4 Things To Know About The N.H. Coal Plant Targeted By Climate Protesters (ANNIE ROPEIK, DEC 19, 2019, NHPR)

[O]ver the past 20 years, amid a growing sense of urgency about combating climate change, all of New England's biggest coal plants have shut down. 

Some switched over to natural gas. Others were demolished. The site of one plant, razed in 2018, may one day host offshore wind infrastructure. Many coal plants just couldn't compete while paying for required environmental upgrades.

That's left three coal-fired power plants in the region. 

Two are in New Hampshire, owned by Granite Shore Power: Merrimack Station in Bow, and the much smaller Schiller Station in Newington, which also burns oil and woodchips. The third is Bridgeport Station in Connecticut, which is being replaced with natural gas and will retire by 2021.

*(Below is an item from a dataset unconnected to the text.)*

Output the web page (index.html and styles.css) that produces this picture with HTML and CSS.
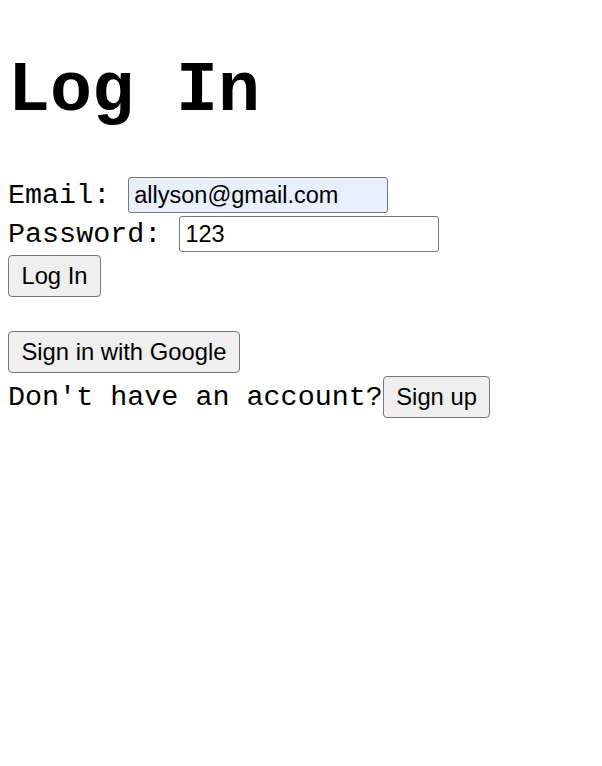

2. The power plant now runs more rarely than ever - though "rare" is relative. 

Merrimack Station was built as a "baseload" plant - one that supplies a large, steady supply of power regardless of conditions on the grid. These days, it's become what's known as a "peaker" - a resource that only comes on when the grid is stressed and in need of extra electricity.

These days, New England's grid mostly runs on natural gas and nuclear power.  Merrimack Station is typically fired up only on the hottest days of the summer months - when air conditioning use drives up energy demand - and on the coldest days of winter - when natural gas supplies are put toward heating demand, and the electric grid needs a boost.  

To put that in context: Twenty years ago, when bigger coal plants were still online, New England burned several million tons of coal a year to meet nearly a fifth of its total electric demand. 

Last year, that was down to about half a million tons of coal burned to meet about 1 percent of total electric demand.